I thought jury duty was for suckers — until I helped save an innocent man from conviction
Jury duty is not a punch line. I helped decide a case about police, a black driver and a traffic stop, and I never felt more significant as a citizen.
The night before I had jury duty, I contemplated searching online for tips on how to get out of it. I knew from pop culture that this was the thing to do.
In “30 Rock,” Liz Lemon dresses up like Princess Leia when called to serve so she will seem insane and be dismissed. In Milton Bradley’s The Game of Life, if you land on jury duty, you lose a turn. Without any reflection, I had come to believe that jury duty was a pain and something most people tried to avoid. It was for suckers.
Then I served on a jury, and my perspective changed.
A quick search on social media for #voting reveals threads about the importance of voting, while searching #juryduty returns posts about the joys of being released from jury duty.
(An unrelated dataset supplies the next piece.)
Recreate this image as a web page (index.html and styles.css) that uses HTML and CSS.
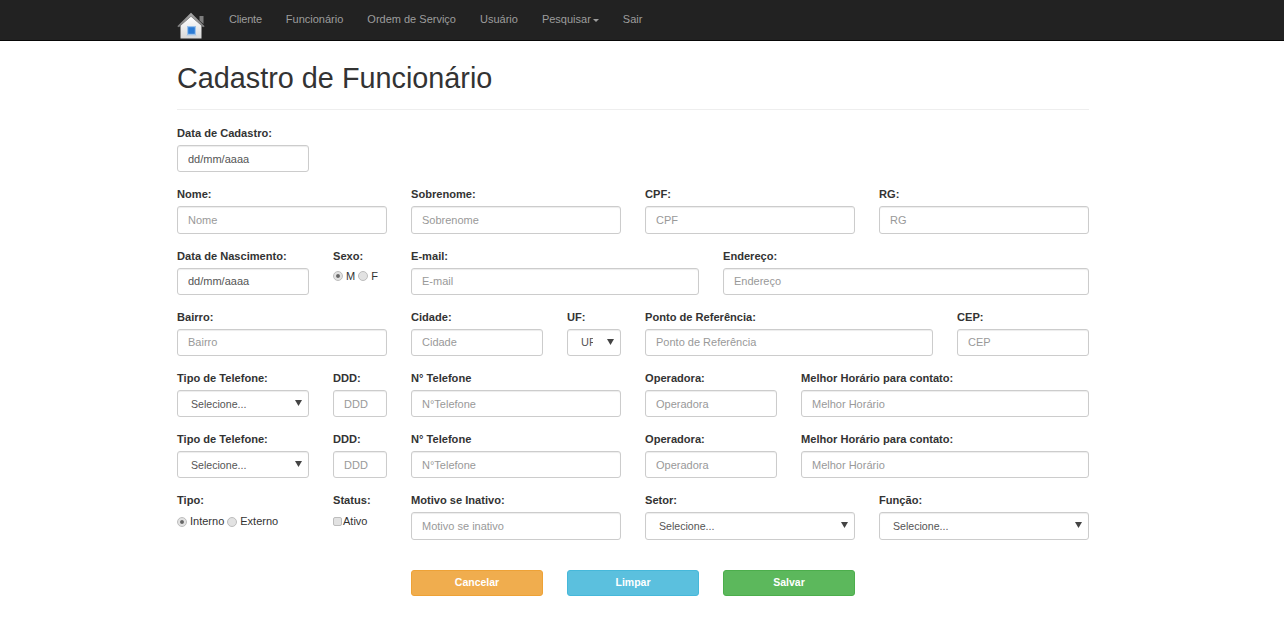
FILE: index.html
```html
<!DOCTYPE html>
<html lang="pt-BR">
<head>
<meta charset="utf-8">
<title>Cadastro de Funcionário</title>
<link rel="stylesheet" href="styles.css">
</head>
<body>
<nav class="navbar">
  <div class="nav-inner">
    <a class="brand" href="#" aria-label="Início">
      <svg width="28" height="27" viewBox="0 0 28 27">
        <defs>
          <linearGradient id="wall" x1="0" y1="0" x2="0" y2="1"><stop offset="0" stop-color="#ffffff"/><stop offset="1" stop-color="#d8d8d8"/></linearGradient>
          <linearGradient id="roof" x1="0" y1="0" x2="0" y2="1"><stop offset="0" stop-color="#a8a8a8"/><stop offset="1" stop-color="#7c7c7c"/></linearGradient>
        </defs>
        <path d="M22.5 4h4v8l-4-3.5z" fill="#7e7e7e"/>
        <path d="M3.5 13.5L14 4.5l10.5 9v13h-21z" fill="url(#wall)"/>
        <path d="M.3 14.2L14 .7l13.7 13.5-1.6 1L14 4.6 1.9 15.2z" fill="url(#roof)"/>
        <rect x="10" y="14" width="9" height="9" fill="#9cc2ea"/>
        <rect x="11.2" y="15.2" width="6.6" height="6.6" fill="#2b7bd4"/>
        <rect x="9.5" y="23" width="10" height="1.2" fill="#c6d2de"/>
      </svg>
    </a>
    <ul class="nav-list">
      <li class="nav-first"><a href="#">Cliente</a></li>
      <li><a href="#">Funcionário</a></li>
      <li><a href="#">Ordem de Serviço</a></li>
      <li><a href="#">Usuário</a></li>
      <li><a href="#">Pesquisar<span class="caret"></span></a></li>
      <li><a href="#">Sair</a></li>
    </ul>
  </div>
</nav>
<main class="page">
  <h1 class="title">Cadastro de Funcionário</h1>
  <hr class="divider">
  <form class="form">
    <div class="row">
      <div class="field s2"><label>Data de Cadastro:</label><input class="control date" type="text" value="dd/mm/aaaa"></div>
    </div>
    <div class="row">
      <div class="field s3"><label>Nome:</label><input class="control" type="text" placeholder="Nome"></div>
      <div class="field s3"><label>Sobrenome:</label><input class="control" type="text" placeholder="Sobrenome"></div>
      <div class="field s3"><label>CPF:</label><input class="control" type="text" placeholder="CPF"></div>
      <div class="field s3"><label>RG:</label><input class="control" type="text" placeholder="RG"></div>
    </div>
    <div class="row">
      <div class="field s2"><label>Data de Nascimento:</label><input class="control date" type="text" value="dd/mm/aaaa"></div>
      <div class="field s1"><label>Sexo:</label>
        <div class="choices tight"><input class="radio" type="radio" name="sexo" checked><span>M</span><input class="radio" type="radio" name="sexo"><span>F</span></div>
      </div>
      <div class="field s4"><label>E-mail:</label><input class="control" type="text" placeholder="E-mail"></div>
      <div class="field s4-5"><label>Endereço:</label><input class="control" type="text" placeholder="Endereço"></div>
    </div>
    <div class="row">
      <div class="field s3"><label>Bairro:</label><input class="control" type="text" placeholder="Bairro"></div>
      <div class="field s2"><label>Cidade:</label><input class="control" type="text" placeholder="Cidade"></div>
      <div class="field s1"><label>UF:</label><select class="control uf"><option>UF</option></select></div>
      <div class="field s4"><label>Ponto de Referência:</label><input class="control" type="text" placeholder="Ponto de Referência"></div>
      <div class="field s2"><label>CEP:</label><input class="control" type="text" placeholder="CEP"></div>
    </div>
    <div class="row">
      <div class="field s2"><label>Tipo de Telefone:</label><select class="control"><option>Selecione...</option></select></div>
      <div class="field s1"><label>DDD:</label><input class="control" type="text" placeholder="DDD"></div>
      <div class="field s3"><label>N° Telefone</label><input class="control" type="text" placeholder="N°Telefone"></div>
      <div class="field s2"><label>Operadora:</label><input class="control" type="text" placeholder="Operadora"></div>
      <div class="field s4"><label>Melhor Horário para contato:</label><input class="control" type="text" placeholder="Melhor Horário"></div>
    </div>
    <div class="row">
      <div class="field s2"><label>Tipo de Telefone:</label><select class="control"><option>Selecione...</option></select></div>
      <div class="field s1"><label>DDD:</label><input class="control" type="text" placeholder="DDD"></div>
      <div class="field s3"><label>N° Telefone</label><input class="control" type="text" placeholder="N°Telefone"></div>
      <div class="field s2"><label>Operadora:</label><input class="control" type="text" placeholder="Operadora"></div>
      <div class="field s4"><label>Melhor Horário para contato:</label><input class="control" type="text" placeholder="Melhor Horário"></div>
    </div>
    <div class="row">
      <div class="field s2"><label>Tipo:</label>
        <div class="choices"><input class="radio" type="radio" name="tipo" checked><span>Interno</span><input class="radio" type="radio" name="tipo"><span>Externo</span></div>
      </div>
      <div class="field s1"><label>Status:</label>
        <div class="choices"><input class="check" type="checkbox"><span>Ativo</span></div>
      </div>
      <div class="field s3"><label>Motivo se Inativo:</label><input class="control" type="text" placeholder="Motivo se inativo"></div>
      <div class="field s3"><label>Setor:</label><select class="control"><option>Selecione...</option></select></div>
      <div class="field s3"><label>Função:</label><select class="control"><option>Selecione...</option></select></div>
    </div>
    <div class="row actions">
      <button class="btn s2 start4 warning" type="button">Cancelar</button>
      <button class="btn s2 info" type="button">Limpar</button>
      <button class="btn s2 success" type="button">Salvar</button>
    </div>
  </form>
</main>
</body>
</html>
```
FILE: styles.css
```css
* { box-sizing: border-box; }
html, body { margin: 0; padding: 0; }
body {
  font-family: "Liberation Sans", Arial, sans-serif;
  font-size: 12px;
  line-height: 17px;
  color: #333;
  background: #fff;
}
.navbar {
  height: 41px;
  background: #222;
  border-bottom: 1px solid #080808;
}
.nav-inner {
  width: 912px;
  margin-left: 177px;
  display: flex;
  align-items: flex-start;
  height: 40px;
}
.brand { display: block; width: 28px; height: 27px; margin-top: 12px; }
.brand svg { display: block; }
.nav-list {
  display: flex;
  list-style: none;
  margin: 11px 0 0 12px;
  padding: 0;
}
.nav-list li { padding: 0 12px; }
.nav-list a { color: #9d9d9d; text-decoration: none; font-size: 11px; display: block; }
.nav-first a { letter-spacing: -.2px; }
.caret {
  display: inline-block;
  width: 0;
  height: 0;
  margin-left: 2px;
  vertical-align: middle;
  border-top: 3px solid #9d9d9d;
  border-left: 3px solid transparent;
  border-right: 3px solid transparent;
}
.page { width: 912px; margin-left: 177px; }
.title {
  margin: 19px 0 0;
  font-size: 28.8px;
  font-weight: 400;
  line-height: 36px;
  color: #333;
}
.divider { border: 0; border-top: 1px solid #eee; margin: 13px 0 0; }
.form { margin-top: 15.2px; }
.row {
  display: grid;
  grid-template-columns: repeat(12, 54px);
  column-gap: 24px;
  height: 61.2px;
}
.field { min-width: 0; }
.s1 { grid-column: span 1; }
.s2 { grid-column: span 2; }
.s3 { grid-column: span 3; }
.s4 { grid-column: span 4; }
.s4-5 { grid-column: span 4; width: 366px; }
.start4 { grid-column: 4 / span 2; }
label {
  display: block;
  font-size: 11.1px;
  font-weight: 700;
  line-height: 17px;
  margin-bottom: 3px;
  color: #333;
}
.control {
  display: block;
  width: 100%;
  height: 27.2px;
  padding: 0 10px;
  font-family: inherit;
  font-size: 11px;
  color: #555;
  background: #fff;
  border: 1px solid #ccc;
  border-radius: 3px;
  box-shadow: inset 0 1px 1px rgba(0, 0, 0, .075);
  outline: 0;
}
.control::placeholder { color: #999; opacity: 1; }
select.control {
  appearance: none;
  padding-left: 13px;
  font-size: 10.6px;
  background-image: url("data:image/svg+xml,%3Csvg xmlns='http://www.w3.org/2000/svg' width='7' height='6'%3E%3Cpath d='M0 0h7L3.5 6z' fill='%23444'/%3E%3C/svg%3E");
  background-size: 7px 6px;
  background-position: right 6px top 9px;
  background-repeat: no-repeat;
}
select.uf { padding-right: 27px; font-size: 11px; }
.choices { display: flex; align-items: center; font-size: 11px; margin-top: 4px; color: #333; }
.choices.tight { margin-top: 3px; }
.tight .radio { margin-top: -1px; }
.radio, .check {
  appearance: none;
  margin: 0;
  flex: none;
  width: 10px;
  height: 10px;
  background: #e2e2e2;
  border: 1px solid #bdbdbd;
}
.radio { border-radius: 50%; margin-right: 3px; }
.radio:checked { background: radial-gradient(circle, #666 0 1.4px, #e2e2e2 2.4px); }
.check { width: 9px; height: 9px; border-radius: 2px; margin-right: 1px; }
.choices span + .radio { margin-left: 3px; }
.actions { height: 26px; margin-top: 16.4px; }
.btn {
  height: 26px;
  font-family: inherit;
  font-size: 10.5px;
  font-weight: 700;
  color: #fff;
  border: 1px solid;
  border-radius: 3px;
  padding: 0 0 2px;
}
.warning { background: #f0ad4e; border-color: #eea236; }
.info { background: #5bc0de; border-color: #46b8da; }
.success { background: #5cb85c; border-color: #4cae4c; }
```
As the midterm elections approach, voting is the civic responsibility capturing everyone’s attention and admiration. But jury duty is characterized as something to be avoided at all costs. How is it that we have come to see these two ways of participating in government so differently?
Jury duty shouldn’t be a punch line
When I was called to the criminal court of Cook County, Illinois, I was selected to serve from a group of people looking bored and annoyed and sent to a cramped jury room with a water cooler that was out of water. My fellow jurors were from all over Chicago and the suburbs, from different backgrounds and experiences. Most were as shocked as I was to have been chosen.
We chatted as we waited for paperwork to process and then were summoned to the courtroom. At that point, we didn’t know much about the case, just that the defendant had fled from the scene of a routine traffic stop. Then, we saw the body cam video of one of the police officers, and the mood changed.
You have probably seen a video like this: A traffic stop that escalates quickly. A black man driving. Several police officers surround him. The driver resists the orders he’s given. The officers threaten violence.
The video was 1 minute and 41 seconds long, and the entire time I found myself praying that no one would be shot. No one was. But now it would be our task to decide whether the driver was justified in leaving the scene because he was afraid for his safety.
It was late when we saw the video. Soon we were released for the evening, to return the next day. As we were leaving, our deputy explained that we might want to bring food. She would have lunch for us, but it wouldn’t be good. The state was on a budget.
A younger white man spoke up and said we should do a pot luck. We laughed, imagining bringing Crock-Pots through security. But he was serious. A snack pot luck, he said. I looked at him, wondering just what he had seen in that video, then smiled and nodded.